Mais la classe ouvrière mondiale connaît sa propre voie de sortie : le socialisme. Nous nous appuyons sur le potentiel qui s’est déjà développé au sein du capitalisme. Premièrement, sur l’état actuel de la science, de la technologie et de la productivité. Deuxièmement, sur la classe ouvrière la plus nombreuse et la mieux éduquée que le monde ait jamais connue. Et troisièmement, sur une classe ouvrière qui a la capacité de gérer, de planifier et d’utiliser l’ensemble des moyens de production au bénéfice de l’humanité. Ainsi, toutes les barrières connues aujourd’hui peuvent être abattues. Mais pour cela, les salarié-e-s doivent être libéré-e-s des entraves du capitalisme.
Les deux premières conditions sont remplies. La troisième, cependant, ne peut être remplie par elle-même car elle dépend de l’intervention consciente de la classe salariée dans le cours de l’histoire. Une majorité de la classe a besoin de la volonté de briser les règles sacrées du capitalisme.
Beaucoup sont d’accord avec nous pour dire que la contrainte de faire des profits est responsable de nombreuses catastrophes. Mais cette société doit être libérée de cette contrainte afin que la classe ouvrière ait un avenir digne. Et que cela soit possible et réaliste, c’est quelque chose que la plupart des gens ne voient pas encore aujourd’hui.
Mais en ce qui concerne la conscience des salarié-e-s, nous sommes confronté-e-s à un changement d’époque. Comme l’a bien dit Marx, l’existence sociale influence la conscience. Pour beaucoup, la crise détruit toute chance d’un avenir sûr.

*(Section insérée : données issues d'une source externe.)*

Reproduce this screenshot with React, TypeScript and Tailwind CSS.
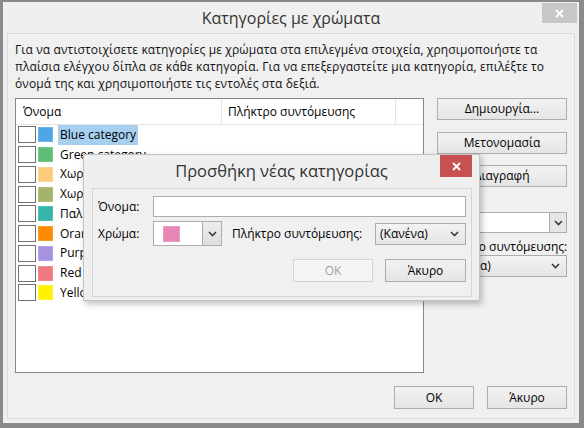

Par conséquent, toutes les évidences sont de plus en plus remises en question.
Le problème décisif de l’époque, cependant, est qu’il manque aujourd’hui une force qui puisse montrer aux masses une alternative réaliste au statu quo. Il n’y a pas de parti révolutionnaire. Nous ne pouvons pas y remédier à court terme. Ce que nous pouvons faire, en revanche, c’est nous organiser avec celles et ceux qui ont déjà reconnu cette nécessité historique et qui sont prêt-es à jeter les bases d’un tel parti.
La classe dirigeante n’a pas d’alternative. Nous – les salarié-e-s et leurs jeunes – sommes l’alternative. Nous sommes la génération qui souffre le plus du capitalisme. Et nous sommes la génération qui détruira les contradictions du capitalisme, de la recherche du profit, de la propriété privée et des États-nations. Aujourd’hui, nous devons nous y préparer et construire une organisation qui s’engage dans cette lutte. Mais nous ne pouvons pas le faire seuls. Toi aussi, engage-toi dans cette lutte ! Parce que c’est le combat le plus urgent de l’humanité.
Par mode de production, nous entendons la façon dont une société organise tout le travail nécessaire à la survie et à la satisfaction de ses membres. Dans le passé, il existait des modes de production anciens et féodaux. Aujourd’hui, nous sommes sous le capitalisme. Ce qui est particulier, c’est que l’ensemble de la société (et donc presque toutes les interactions sociales) est construit autour du marché, des marchandises et du profit. Sous le capitalisme, il n’y a pas de production pour satisfaire les besoins humains. Il n’y est produit que pour faire du profit.